──────── Records for this task

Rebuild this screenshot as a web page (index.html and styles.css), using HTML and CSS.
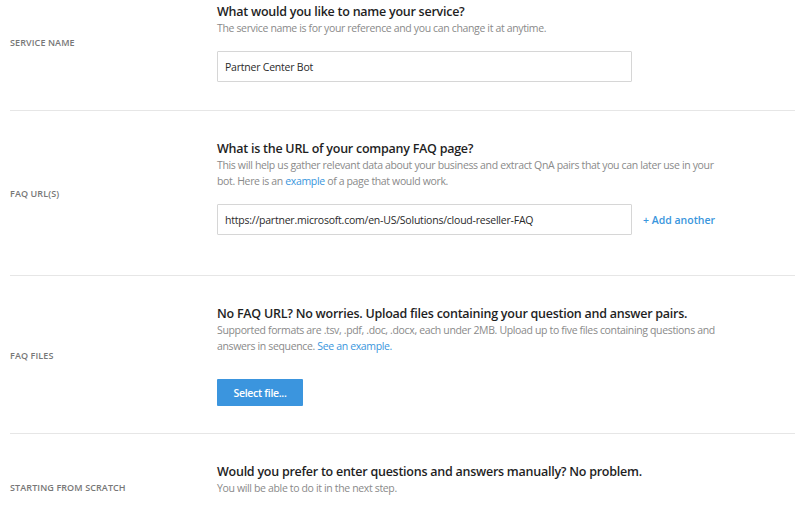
FILE: index.html
```html
<!DOCTYPE html>
<html lang="en">
<head>
<meta charset="utf-8">
<title>Create service</title>
<link rel="stylesheet" href="styles.css">
</head>
<body>
<main class="form">
  <section class="row row--first">
    <div class="label">SERVICE NAME</div>
    <div class="content">
      <h2 class="title">What would you like to name your service?</h2>
      <p class="desc">The service name is for your reference and you can change it at anytime.</p>
      <div class="field-row">
        <input class="input" type="text" value="Partner Center Bot">
      </div>
    </div>
  </section>
  <section class="row">
    <div class="label">FAQ URL(S)</div>
    <div class="content">
      <h2 class="title">What is the URL of your company FAQ page?</h2>
      <p class="desc">This will help us gather relevant data about your business and extract QnA pairs that you can later use in your bot. Here is an <a href="#" class="link">example</a> of a page that would work.</p>
      <div class="field-row field-row--url">
        <input class="input" type="text" value="https://partner.microsoft.com/en-US/Solutions/cloud-reseller-FAQ">
        <a href="#" class="add">+ Add another</a>
      </div>
    </div>
  </section>
  <section class="row">
    <div class="label">FAQ FILES</div>
    <div class="content">
      <h2 class="title">No FAQ URL? No worries. Upload files containing your question and answer pairs.</h2>
      <p class="desc">Supported formats are .tsv, .pdf, .doc, .docx, each under 2MB. Upload up to five files containing questions and answers in sequence. <a href="#" class="link">See an example.</a></p>
      <div class="button-row">
        <button class="button" type="button">Select file...</button>
      </div>
    </div>
  </section>
  <section class="row row--last">
    <div class="label label--last">STARTING FROM SCRATCH</div>
    <div class="content">
      <h2 class="title">Would you prefer to enter questions and answers manually? No problem.</h2>
      <p class="desc">You will be able to do it in the next step.</p>
    </div>
  </section>
</main>
</body>
</html>
```

FILE: styles.css
```css
html, body {
  margin: 0;
  padding: 0;
  background: #ffffff;
  overflow: hidden;
}
body {
  font-family: "Open Sans", "Noto Sans", sans-serif;
  color: #222222;
}
.form {
  padding: 0 5px 0 10px;
}
.row {
  display: flex;
  align-items: center;
  border-bottom: 1px solid #e6e6e6;
  padding: 29px 0 27px 0;
}
.row--first {
  padding-top: 3px;
  padding-bottom: 28px;
}
.row--last {
  border-bottom: none;
  padding-bottom: 40px;
}
.label {
  width: 207px;
  flex: none;
  font-size: 9px;
  line-height: 14px;
  font-weight: 600;
  color: #777777;
  letter-spacing: 0.1px;
}
.label--last {
  padding-top: 17px;
}
.content {
  flex: 1;
  min-width: 0;
}
.title {
  margin: 0;
  font-size: 12.5px;
  line-height: 17px;
  font-weight: 600;
  letter-spacing: -0.25px;
  color: #1f1f1f;
}
.desc {
  margin: 0;
  width: 505px;
  font-size: 10.5px;
  line-height: 16px;
  letter-spacing: -0.35px;
  color: #8a8a8a;
}
.link {
  color: #3a96dd;
  text-decoration: none;
}
.field-row {
  display: flex;
  align-items: center;
  gap: 11px;
  margin-top: 15px;
}
.field-row--url {
  margin-bottom: 13px;
}
.input {
  box-sizing: border-box;
  width: 415px;
  height: 31px;
  border: 1px solid #d6d6d6;
  border-radius: 1px;
  padding: 0 7px;
  font-family: inherit;
  font-size: 10.5px;
  letter-spacing: -0.22px;
  color: #2a2a2a;
  background: #ffffff;
}
.add {
  font-size: 10.5px;
  font-weight: 600;
  color: #3a96dd;
  text-decoration: none;
}
.button-row {
  margin-top: 25px;
}
.button {
  width: 86px;
  height: 27px;
  border: none;
  border-radius: 1px;
  background: #3b95de;
  color: #ffffff;
  font-family: inherit;
  font-size: 10.5px;
  font-weight: 600;
  letter-spacing: -0.3px;
  padding: 0;
}
```
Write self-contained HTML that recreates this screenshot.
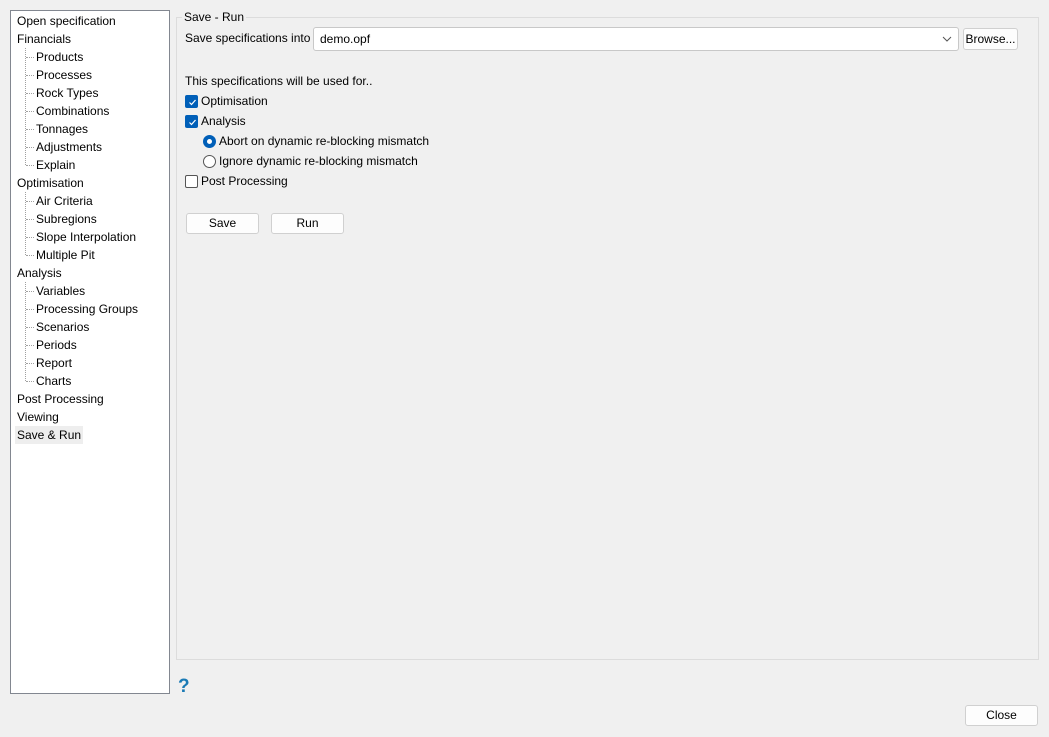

────────────────

Pictures in the records above are not copied; print everything else exactly.

**Answer**
Rebuild this screenshot as a web page (index.html and styles.css), using HTML and CSS.
FILE: index.html
```html
<!DOCTYPE html>
<html lang="en">
<head>
<meta charset="utf-8">
<title>Create service</title>
<link rel="stylesheet" href="styles.css">
</head>
<body>
<main class="form">
  <section class="row row--first">
    <div class="label">SERVICE NAME</div>
    <div class="content">
      <h2 class="title">What would you like to name your service?</h2>
      <p class="desc">The service name is for your reference and you can change it at anytime.</p>
      <div class="field-row">
        <input class="input" type="text" value="Partner Center Bot">
      </div>
    </div>
  </section>
  <section class="row">
    <div class="label">FAQ URL(S)</div>
    <div class="content">
      <h2 class="title">What is the URL of your company FAQ page?</h2>
      <p class="desc">This will help us gather relevant data about your business and extract QnA pairs that you can later use in your bot. Here is an <a href="#" class="link">example</a> of a page that would work.</p>
      <div class="field-row field-row--url">
        <input class="input" type="text" value="https://partner.microsoft.com/en-US/Solutions/cloud-reseller-FAQ">
        <a href="#" class="add">+ Add another</a>
      </div>
    </div>
  </section>
  <section class="row">
    <div class="label">FAQ FILES</div>
    <div class="content">
      <h2 class="title">No FAQ URL? No worries. Upload files containing your question and answer pairs.</h2>
      <p class="desc">Supported formats are .tsv, .pdf, .doc, .docx, each under 2MB. Upload up to five files containing questions and answers in sequence. <a href="#" class="link">See an example.</a></p>
      <div class="button-row">
        <button class="button" type="button">Select file...</button>
      </div>
    </div>
  </section>
  <section class="row row--last">
    <div class="label label--last">STARTING FROM SCRATCH</div>
    <div class="content">
      <h2 class="title">Would you prefer to enter questions and answers manually? No problem.</h2>
      <p class="desc">You will be able to do it in the next step.</p>
    </div>
  </section>
</main>
</body>
</html>
```

FILE: styles.css
```css
html, body {
  margin: 0;
  padding: 0;
  background: #ffffff;
  overflow: hidden;
}
body {
  font-family: "Open Sans", "Noto Sans", sans-serif;
  color: #222222;
}
.form {
  padding: 0 5px 0 10px;
}
.row {
  display: flex;
  align-items: center;
  border-bottom: 1px solid #e6e6e6;
  padding: 29px 0 27px 0;
}
.row--first {
  padding-top: 3px;
  padding-bottom: 28px;
}
.row--last {
  border-bottom: none;
  padding-bottom: 40px;
}
.label {
  width: 207px;
  flex: none;
  font-size: 9px;
  line-height: 14px;
  font-weight: 600;
  color: #777777;
  letter-spacing: 0.1px;
}
.label--last {
  padding-top: 17px;
}
.content {
  flex: 1;
  min-width: 0;
}
.title {
  margin: 0;
  font-size: 12.5px;
  line-height: 17px;
  font-weight: 600;
  letter-spacing: -0.25px;
  color: #1f1f1f;
}
.desc {
  margin: 0;
  width: 505px;
  font-size: 10.5px;
  line-height: 16px;
  letter-spacing: -0.35px;
  color: #8a8a8a;
}
.link {
  color: #3a96dd;
  text-decoration: none;
}
.field-row {
  display: flex;
  align-items: center;
  gap: 11px;
  margin-top: 15px;
}
.field-row--url {
  margin-bottom: 13px;
}
.input {
  box-sizing: border-box;
  width: 415px;
  height: 31px;
  border: 1px solid #d6d6d6;
  border-radius: 1px;
  padding: 0 7px;
  font-family: inherit;
  font-size: 10.5px;
  letter-spacing: -0.22px;
  color: #2a2a2a;
  background: #ffffff;
}
.add {
  font-size: 10.5px;
  font-weight: 600;
  color: #3a96dd;
  text-decoration: none;
}
.button-row {
  margin-top: 25px;
}
.button {
  width: 86px;
  height: 27px;
  border: none;
  border-radius: 1px;
  background: #3b95de;
  color: #ffffff;
  font-family: inherit;
  font-size: 10.5px;
  font-weight: 600;
  letter-spacing: -0.3px;
  padding: 0;
}
```
Write self-contained HTML that recreates this screenshot.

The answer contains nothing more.